Becoming an almost married person, I am discovering, is not something one can do alone. In the next few weeks, leading up to the wedding I am hoping to shed a little more light on just how complex and powerful, and yes radical an act it is for me to agree and want to be married. When we were at the lake a few weeks ago, Shrek called out from the grill where he was creating yet another magnificent feast for the boys and I; “Maybe you can be a married single mother?” To be continued…
Two weekends ago I had the opportunity to attend the Black Fly Writer’s Retreat in Grand Lake Stream, Maine. Four different sessions were happening simultaneously. I was with the poetry group. It all went by in a blur. Three days is not enough time for me to drop into my poet self in the kind of way a week allows. So, now I know–but it did allow me to have several pieces work shopped. I was very pleased with how the group responded to my voice, and overall poetry process.
My “water poems” as a body of work moved forward, and I made a few very cool new writer connections. On the final night we had a bonfire reading. Here is one of the poems from the weekend that I wrote and read. The form came from an activity where you list, but only allow yourself one verb. Mine didn’t follow directions exactly, but I was pleased with the outcome:
The Minister and the Snake
The missing goldfish
(nine now dead)
the rusty spade
at the back of the shed
a gardener’s rage
a snake’s split head
on Easter Sunday
bread and wine
for the visitors
in their best dressed
more promises of forgiveness
except for the serpent
now dead behind
the minister’s shed.
A week ago, Shrek and I went on an international adventure, alone, for three and half days. We dropped the boys off with Uncle and my father and his wife on a Thursday in Massachusetts and drove across the Canadian border the next morning.
We spent three days and two nights in Quebec City. We had not spent more then one night together alone, without any of our seven kids in the entire two and half years we have been together.
If you are trying to navigate the richly rewarding and intensely complex world of a blended family follow our lead and plan a get away trip as soon as you are able. If you have been with your honey since before the littles came onto the scene, I bet the same logic applies.
Ten reasons to leave the kids behind and get away together now:
1. Being alone in your own house (for even one night) without the kids in the next room allows you to feel like a grown up in your own home. How you spend that time is up to you. We chose the station on the radio, and didn’t have to worry if the music was too loud after 8:30pm. A cuddle on the couch was not at risk of being interrupted.
2. Planning a trip without one whit of consideration about what we do with the kids once we got there, meant we didn’t really have to plan a thing! I checked out a book about Canada from the library the day before we left, because I could. I haven’t allowed myself that kind of “ease” or lack of planning in a decade.

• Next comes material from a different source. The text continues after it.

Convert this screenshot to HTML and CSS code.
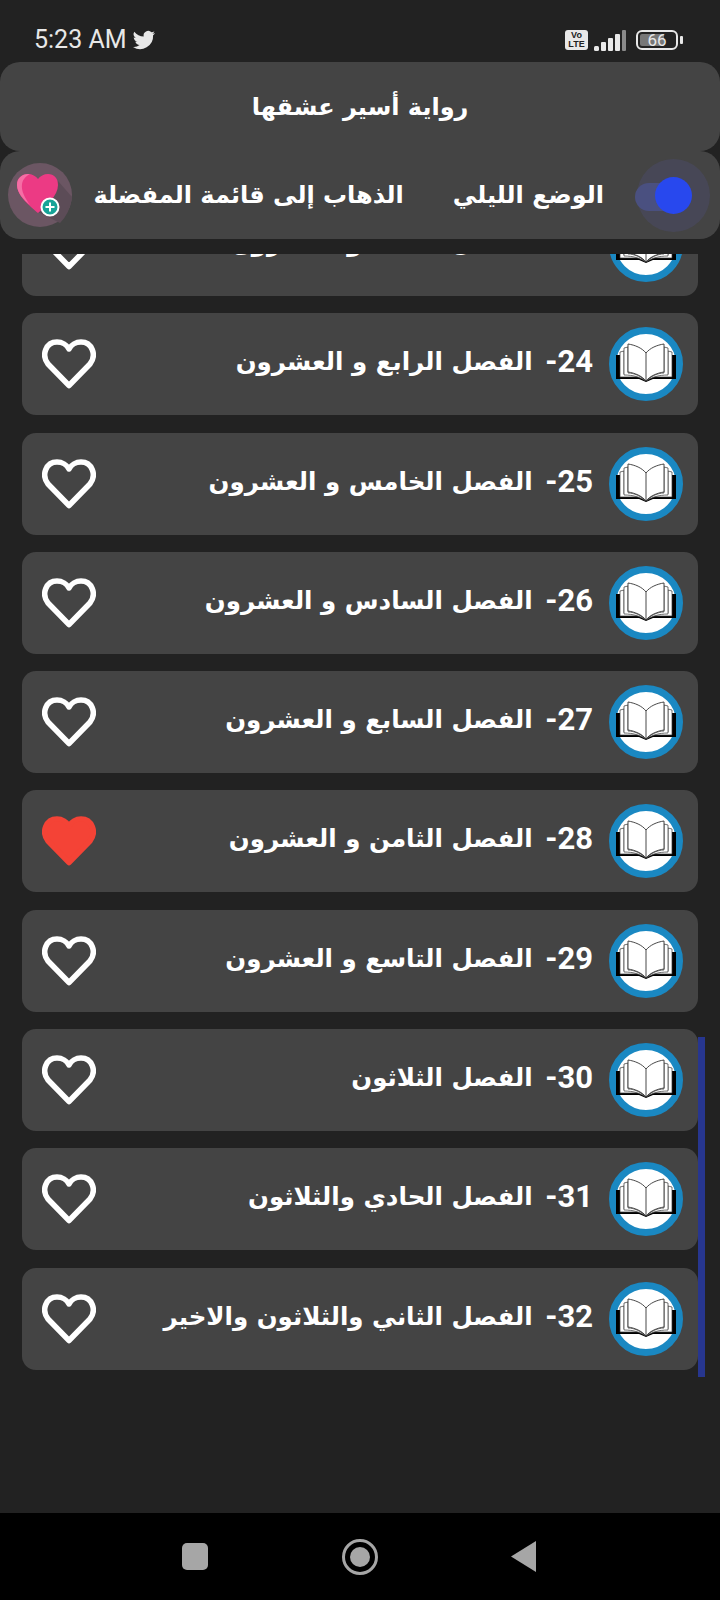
FILE: index.html
```html
<!DOCTYPE html>
<html lang="ar" dir="rtl">
<head>
    <meta charset="UTF-8">
    <meta name="viewport" content="width=device-width, initial-scale=1.0">
    <title>رواية أسير عشقها</title>
    <link rel="stylesheet" href="styles.css">
</head>
<body>
    <svg class="defs" width="0" height="0" aria-hidden="true">
        <symbol id="heart" viewBox="0 0 54 50">
            <path d="M27 46.500 L6 25 C-1 16 4 3 15 3 C20 3 25 6 27 10 C29 6 34 3 39 3 C50 3 55 16 48 25 Z"/>
        </symbol>
        <symbol id="book" viewBox="0 0 74 74">
            <circle cx="37" cy="37" r="33.500" fill="#fff" stroke="#1a88c2" stroke-width="7"/>
            <path d="M7 28 H12 V49 H62 V28 H67 V52 H44 L37 55 L30 52 H7 Z" fill="#000"/>
            <path d="M11 25 L15 24 V47 C22 47 31 49 37 54 C43 49 52 47 59 47 V24 L63 25 V50 H43 L37 54 L31 50 H11 Z" fill="#fff" stroke="#333" stroke-width=".7"/>
            <path d="M15 21 L19 20 V46 C25 46 32 49 37 54 C42 49 49 46 55 46 V20 L59 21 V48 C50 48 43 50 37 54 C31 50 24 48 15 48 Z" fill="#fff" stroke="#333" stroke-width=".7"/>
            <path d="M19 17 C26 18 33 21 37 26 C41 21 48 18 55 17 V45 C48 46 41 49 37 54 C33 49 26 46 19 45 Z" fill="#fff" stroke="#333" stroke-width=".9"/>
            <path d="M37 26 V54" stroke="#333" stroke-width=".9"/>
        </symbol>
    </svg>

    <div class="status-bar" dir="ltr">
        <div class="status-left">
            <span class="clock">5:23 AM</span>
            <svg class="twitter" viewBox="0 0 24 24"><path d="M23 5c-.8.4-1.700.6-2.600.7.900-.6 1.600-1.400 2-2.500-.9.500-1.800.9-2.900 1.100A4.600 4.600 0 0 0 11.700 8.500 13 13 0 0 1 2.300 3.700a4.600 4.600 0 0 0 1.400 6.100c-.7 0-1.400-.2-2-.6 0 2.200 1.600 4.100 3.700 4.500-.7.200-1.400.2-2.100.1.600 1.800 2.300 3.100 4.300 3.200A9.200 9.200 0 0 1 1 18.900 13 13 0 0 0 21.100 7.300c.8-.6 1.500-1.400 1.900-2.300z"/></svg>
        </div>
        <div class="status-right">
            <span class="volte">Vo<br>LTE</span>
            <svg class="signal" viewBox="0 0 32 21">
                <rect x="0" y="16" width="5" height="5" rx="1.500"/>
                <rect x="7" y="12" width="5" height="9" rx="1"/>
                <rect x="14" y="8" width="5" height="13" rx="1"/>
                <rect x="21" y="4" width="5" height="17" rx="1"/>
                <rect class="signal-off" x="28" y="0" width="4" height="21" rx="1"/>
            </svg>
            <div class="battery"><span class="battery-fill"></span><span class="battery-num">66</span></div>
            <span class="battery-tip"></span>
        </div>
    </div>

    <header class="title-bar">رواية أسير عشقها</header>

    <nav class="tool-bar">
        <div class="toggle"><span class="toggle-glow"></span><span class="toggle-track"></span><span class="toggle-knob"></span></div>
        <span class="tool-label">الوضع الليلي</span>
        <span class="tool-label">الذهاب إلى قائمة المفضلة</span>
        <div class="fav-btn">
            <svg viewBox="0 0 64 64">
                <circle cx="32" cy="32" r="32" fill="#6b5663"/>
                <path d="M30 49 L52 60 Q62 50 64 34 L50 18 Z" fill="#5c4c57"/>
                <path d="M30 50 C22 43 9 33 9 22 C9 15 14 11 20 11 C24 11 28 13 30 16 C32 13 36 11 40 11 C46 11 50 15 50 22 C50 33 38 43 30 50 Z" fill="#ec3a84"/>
                <path d="M20 11 C14 11 9 15 9 22 C9 30 16 37 22 42 C17 35 13 28 14 21 C15 16 18 13 22 11 Z" fill="#f56ea5"/>
                <circle cx="42" cy="44" r="8.500" fill="#17a398" stroke="#fff" stroke-width="2"/>
                <path d="M42 39.500 V48.500 M37.500 44 H46.500" stroke="#fff" stroke-width="2"/>
            </svg>
        </div>
    </nav>

    <main class="chapters">
        <div class="chapter">
            <svg class="book"><use href="#book"/></svg>
            <span class="chapter-name"><span class="num">23-</span> الفصل الثالث و العشرون</span>
            <svg class="fav"><use href="#heart"/></svg>
        </div>
        <div class="chapter">
            <svg class="book"><use href="#book"/></svg>
            <span class="chapter-name"><span class="num">24-</span> الفصل الرابع و العشرون</span>
            <svg class="fav"><use href="#heart"/></svg>
        </div>
        <div class="chapter">
            <svg class="book"><use href="#book"/></svg>
            <span class="chapter-name"><span class="num">25-</span> الفصل الخامس و العشرون</span>
            <svg class="fav"><use href="#heart"/></svg>
        </div>
        <div class="chapter">
            <svg class="book"><use href="#book"/></svg>
            <span class="chapter-name"><span class="num">26-</span> الفصل السادس و العشرون</span>
            <svg class="fav"><use href="#heart"/></svg>
        </div>
        <div class="chapter">
            <svg class="book"><use href="#book"/></svg>
            <span class="chapter-name"><span class="num">27-</span> الفصل السابع و العشرون</span>
            <svg class="fav"><use href="#heart"/></svg>
        </div>
        <div class="chapter">
            <svg class="book"><use href="#book"/></svg>
            <span class="chapter-name"><span class="num">28-</span> الفصل الثامن و العشرون</span>
            <svg class="fav is-on"><use href="#heart"/></svg>
        </div>
        <div class="chapter">
            <svg class="book"><use href="#book"/></svg>
            <span class="chapter-name"><span class="num">29-</span> الفصل التاسع و العشرون</span>
            <svg class="fav"><use href="#heart"/></svg>
        </div>
        <div class="chapter">
            <svg class="book"><use href="#book"/></svg>
            <span class="chapter-name"><span class="num">30-</span> الفصل الثلاثون</span>
            <svg class="fav"><use href="#heart"/></svg>
        </div>
        <div class="chapter">
            <svg class="book"><use href="#book"/></svg>
            <span class="chapter-name"><span class="num">31-</span> الفصل الحادي والثلاثون</span>
            <svg class="fav"><use href="#heart"/></svg>
        </div>
        <div class="chapter">
            <svg class="book"><use href="#book"/></svg>
            <span class="chapter-name"><span class="num">32-</span> الفصل الثاني والثلاثون والاخير</span>
            <svg class="fav"><use href="#heart"/></svg>
        </div>
        <span class="scrollbar"></span>
    </main>

    <div class="nav-bar" dir="ltr">
        <span class="nav-square"></span>
        <span class="nav-home"><span class="nav-home-dot"></span></span>
        <span class="nav-back"></span>
    </div>
</body>
</html>
```

FILE: styles.css
```css
:root {
    --bg-color: #222222;
    --panel-color: #444444;
    --text-color: #ffffff;
}

* { box-sizing: border-box; }

html, body {
    margin: 0;
    height: 1600px;
    overflow: hidden;
}

body {
    display: flex;
    flex-direction: column;
    background-color: var(--bg-color);
    color: var(--text-color);
    font-family: "DejaVu Sans", "Noto Sans", sans-serif;
}

.defs { position: absolute; }

.status-bar {
    height: 62px;
    padding: 26px 34px 0;
    display: flex;
    justify-content: space-between;
    align-items: flex-start;
    color: #e8e8e8;
    flex-shrink: 0;
}

.status-left, .status-right {
    display: flex;
    align-items: center;
}

.clock {
    font-family: Roboto, "Liberation Sans", sans-serif;
    font-size: 25px;
    line-height: 28px;
}

.twitter {
    width: 24px;
    height: 24px;
    margin-left: 5px;
    fill: #e8e8e8;
}

.status-right { height: 28px; margin-right: 3px; }

.volte {
    width: 23px;
    height: 20px;
    background-color: #e8e8e8;
    color: #222;
    border-radius: 3px;
    font: bold 9px/9px "Liberation Sans", sans-serif;
    text-align: center;
    padding-top: 1px;
}

.signal {
    width: 32px;
    height: 21px;
    margin-left: 6px;
    fill: #e8e8e8;
}

.signal-off { fill: #8a8a8a; }

.battery {
    position: relative;
    width: 42px;
    height: 20px;
    margin-left: 10px;
    border: 2px solid #e8e8e8;
    border-radius: 6px;
    text-align: center;
    font: 17px/16px Roboto, sans-serif;
}

.battery-fill {
    position: absolute;
    left: 2px;
    top: 2px;
    bottom: 2px;
    width: 24px;
    background-color: #777;
    border-radius: 2px;
}

.battery-num { position: relative; }

.battery-tip {
    width: 3px;
    height: 8px;
    margin-left: 2px;
    background-color: #e8e8e8;
    border-radius: 1px;
}

.title-bar {
    height: 89px;
    flex-shrink: 0;
    display: flex;
    align-items: center;
    justify-content: center;
    background-color: var(--panel-color);
    border-radius: 20px;
    font-size: 24px;
    font-weight: bold;
}

.tool-bar {
    height: 88px;
    flex-shrink: 0;
    display: flex;
    align-items: center;
    padding: 0 10px 0 8px;
    background-color: var(--panel-color);
    border-radius: 20px;
    font-size: 24px;
    font-weight: bold;
}

.toggle {
    position: relative;
    width: 73px;
    height: 73px;
    margin-left: 33px;
    flex-shrink: 0;
}

.toggle-glow {
    position: absolute;
    inset: 0;
    border-radius: 50%;
    background-color: rgba(78, 80, 130, .3);
}

.toggle-track {
    position: absolute;
    left: -2px;
    top: 24px;
    width: 52px;
    height: 28px;
    border-radius: 14px;
    background-color: #4a5080;
}

.toggle-knob {
    position: absolute;
    left: 18px;
    top: 18px;
    width: 37px;
    height: 37px;
    border-radius: 50%;
    background-color: #2848ee;
}

.tool-label { white-space: nowrap; }

.tool-label + .tool-label { margin-right: 49px; }

.fav-btn {
    width: 64px;
    height: 64px;
    margin-right: auto;
    flex-shrink: 0;
}

.fav-btn svg {
    display: block;
    width: 64px;
    height: 64px;
}

.chapters {
    position: relative;
    flex: 1;
    margin-top: 15px;
    padding: 0 22px;
    overflow: hidden;
}

.chapter {
    display: flex;
    align-items: center;
    height: 102px;
    margin-bottom: 17.3px;
    padding: 0 15px 0 20px;
    background-color: var(--panel-color);
    border-radius: 14px;
}

/* list is scrolled: row 23 sits mostly under the tool bar */
.chapter:first-child { margin-top: -60px; }

.book {
    width: 74px;
    height: 74px;
    flex-shrink: 0;
}

.chapter-name {
    margin-right: 16px;
    margin-bottom: 5px;
    font-size: 24.5px;
    font-weight: bold;
    white-space: nowrap;
}

.num {
    font-family: Roboto, "Liberation Sans", sans-serif;
    font-size: 31px;
    margin-left: 4px;
    vertical-align: -2px;
}

.fav {
    width: 54px;
    height: 50px;
    margin-right: auto;
    fill: none;
    stroke: #fff;
    stroke-width: 5.500;
    stroke-linejoin: round;
    flex-shrink: 0;
    overflow: visible;
}

.fav.is-on {
    fill: #f44336;
    stroke: #f44336;
}

.scrollbar {
    position: absolute;
    left: 698px;
    top: 783px;
    width: 7px;
    height: 340px;
    background-color: #27368f;
}

.nav-bar {
    height: 87px;
    flex-shrink: 0;
    display: flex;
    align-items: center;
    background-color: #000;
    padding-left: 182px;
}

.nav-square {
    width: 26px;
    height: 27px;
    background-color: #a6a6a6;
    border-radius: 5px;
}

.nav-home {
    width: 36px;
    height: 36px;
    margin-left: 134px;
    border: 3px solid #a6a6a6;
    border-radius: 50%;
    display: flex;
    align-items: center;
    justify-content: center;
}

.nav-home-dot {
    width: 20px;
    height: 20px;
    background-color: #a6a6a6;
    border-radius: 50%;
}

.nav-back {
    margin-left: 133px;
    width: 25px;
    height: 31px;
    background-color: #a6a6a6;
    clip-path: polygon(100% 0, 100% 100%, 0 50%);
}
```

3. A six hour road trip can be leisurely. You can have NPR on, lingering uninterrupted adult conversation and no prepared snacks. It does not include fear of dead gadget batteries, DVD players malfunctioning, or sudden panic struck forays into unknown strip malls for a public bathroom because I HAVE TO PEE RIGHT NOW MOMMY!!!
4. The car stays clean.
5. When you pass through customs, there is not confusion about if the kids are your kids, or his kids, or someone else’s kids. There are no letters or birth certificates to provide on demand, or explanations of what a donor is or isn’t, or why there is no father named on the birth certificate of the one you adopted or birthed.
6. At the hotel, you actually get to choose to sleep in the same bed as your husband, fiance, or partner. You do not have to promise to sleep next to one kid on one day, hold hands with the other the next, or give them all your pillows, and leave all the lights on to make sure they can go to sleep.

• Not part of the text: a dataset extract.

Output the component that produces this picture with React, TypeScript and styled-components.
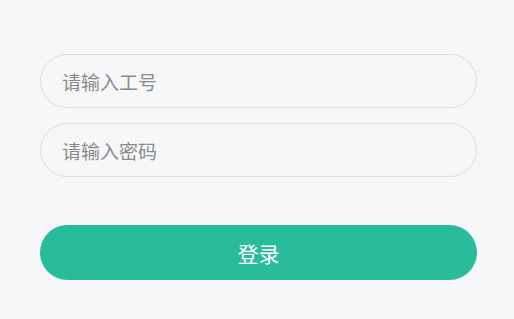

7. You can eat whatever, and whenever you want. You can be the quiet table. You can wander slowly in the streets afterwords, and be the sweet couple in the window of the bar where the local blues musician is playing some deep and slow wrap your heart around these notes rift that is wafting onto the cobble stone street. You can look into your honey’s eyes for an extended period of time, and realize you had no idea they were that green.
8. When it is raining out, you can still hold hands and walk along the river for several hours in a frightfully American looking parka that could be mistaken for a tent, and compose an entire poem in your head because you have space remember it.

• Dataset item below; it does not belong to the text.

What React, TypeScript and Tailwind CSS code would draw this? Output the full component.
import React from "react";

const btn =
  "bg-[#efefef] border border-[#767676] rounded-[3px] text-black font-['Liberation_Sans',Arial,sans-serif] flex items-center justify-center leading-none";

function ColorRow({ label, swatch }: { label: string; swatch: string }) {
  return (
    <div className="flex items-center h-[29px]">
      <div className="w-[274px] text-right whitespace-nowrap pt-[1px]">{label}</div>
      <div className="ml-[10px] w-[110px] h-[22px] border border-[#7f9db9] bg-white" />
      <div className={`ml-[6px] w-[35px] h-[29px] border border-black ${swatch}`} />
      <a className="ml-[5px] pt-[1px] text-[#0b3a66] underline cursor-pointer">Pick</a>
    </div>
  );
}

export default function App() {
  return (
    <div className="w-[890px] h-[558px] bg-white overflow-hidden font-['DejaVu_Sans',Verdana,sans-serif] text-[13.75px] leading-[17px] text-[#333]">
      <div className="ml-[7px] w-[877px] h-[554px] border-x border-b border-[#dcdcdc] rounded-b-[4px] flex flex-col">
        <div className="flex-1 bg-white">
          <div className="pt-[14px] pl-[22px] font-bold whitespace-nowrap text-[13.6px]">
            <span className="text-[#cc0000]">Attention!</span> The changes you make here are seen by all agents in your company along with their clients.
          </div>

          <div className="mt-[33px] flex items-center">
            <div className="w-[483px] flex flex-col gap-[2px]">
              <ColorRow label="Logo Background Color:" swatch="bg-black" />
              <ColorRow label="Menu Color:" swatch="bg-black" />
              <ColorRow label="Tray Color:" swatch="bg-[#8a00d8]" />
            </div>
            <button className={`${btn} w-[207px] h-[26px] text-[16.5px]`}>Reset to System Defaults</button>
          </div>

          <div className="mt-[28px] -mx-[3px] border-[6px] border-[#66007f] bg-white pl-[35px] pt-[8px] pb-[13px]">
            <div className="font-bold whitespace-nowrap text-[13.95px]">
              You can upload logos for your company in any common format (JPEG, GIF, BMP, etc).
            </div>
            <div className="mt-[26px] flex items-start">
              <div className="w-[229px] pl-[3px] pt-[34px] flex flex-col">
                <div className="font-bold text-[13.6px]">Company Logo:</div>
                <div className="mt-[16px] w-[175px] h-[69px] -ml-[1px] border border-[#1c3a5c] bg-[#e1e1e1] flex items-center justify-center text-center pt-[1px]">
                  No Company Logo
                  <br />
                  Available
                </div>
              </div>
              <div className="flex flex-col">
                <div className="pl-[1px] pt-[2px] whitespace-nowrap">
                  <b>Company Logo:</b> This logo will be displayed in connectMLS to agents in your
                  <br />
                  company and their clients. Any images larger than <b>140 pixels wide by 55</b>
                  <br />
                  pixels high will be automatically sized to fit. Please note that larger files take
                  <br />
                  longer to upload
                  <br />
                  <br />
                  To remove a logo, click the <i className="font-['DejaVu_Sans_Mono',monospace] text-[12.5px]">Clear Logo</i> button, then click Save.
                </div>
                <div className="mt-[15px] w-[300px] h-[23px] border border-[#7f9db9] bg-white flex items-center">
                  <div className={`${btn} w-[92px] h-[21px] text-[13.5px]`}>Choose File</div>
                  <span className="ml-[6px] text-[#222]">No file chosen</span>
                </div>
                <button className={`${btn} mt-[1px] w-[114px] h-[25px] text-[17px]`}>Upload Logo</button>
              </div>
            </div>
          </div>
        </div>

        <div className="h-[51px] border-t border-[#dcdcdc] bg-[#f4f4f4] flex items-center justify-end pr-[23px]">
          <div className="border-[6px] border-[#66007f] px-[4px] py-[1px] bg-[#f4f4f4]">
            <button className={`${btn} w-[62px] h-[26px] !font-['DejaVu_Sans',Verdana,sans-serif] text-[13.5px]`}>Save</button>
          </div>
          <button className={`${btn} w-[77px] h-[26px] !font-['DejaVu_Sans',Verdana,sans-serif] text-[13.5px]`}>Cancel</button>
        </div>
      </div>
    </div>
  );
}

9. A museum does not have to have the word children in it anywhere to be on your list of possible destinations. You can stroll through a gallery in a museum and actively loathe the painting you see, and not need to explain that while the artist may have been trying their best, you do not actually have to agree that it is worthy of an entire wall. You can sit in the cafe and eat all of the cookie you bought for yourself, or share some with your honey. You can linger in front of one image for twenty minutes, and even come back to it, and not have to thank the guard for helping you find your missing child, or be horrified when she asks you to leave because playing tag in front of the Degas is forbidden. You can put your head on your sweetheart’s shoulder while he talks about why they like a print, and notice that they are kind of sharp in a way you hadn’t noticed before.
10. After almost four days of uninterrupted time with your partner, you remember the sixty-two original reasons you fell in love with them, and add at least seventy-three more. In a way it feels like I finally met the man I have been waiting to fall in love with for the last two and half years. Or, I finally recognized in myself, a woman who was ready to deepen and deeply trust in this relationship. But, for me, this had to happen independent of parenting. I didn’t realize just how much more to us there could be when we finally created the chance to find out. Or maybe I was afraid that I wasn’t ready to show up as a partner, and a woman independent of my super woman single mom identity? That identity was formed long before Shrek came into the picture, so it was critical for me to get outside of that me, in order to lay down a solid foundation for loving Shrek as Shrek first, and then as Shrek the bonus dad, and father.
What you might be thinking: Take away the necessity of caring for the kids and what will we discover? What if we don’t enjoy each others company when we are alone? What if we don’t know how? Is it a skill we could learn? I now in my case, it wasn’t until we were on the road, with passports in hand that I knew we were about to find out. Bottom line? I couldn’t be more happy that we did.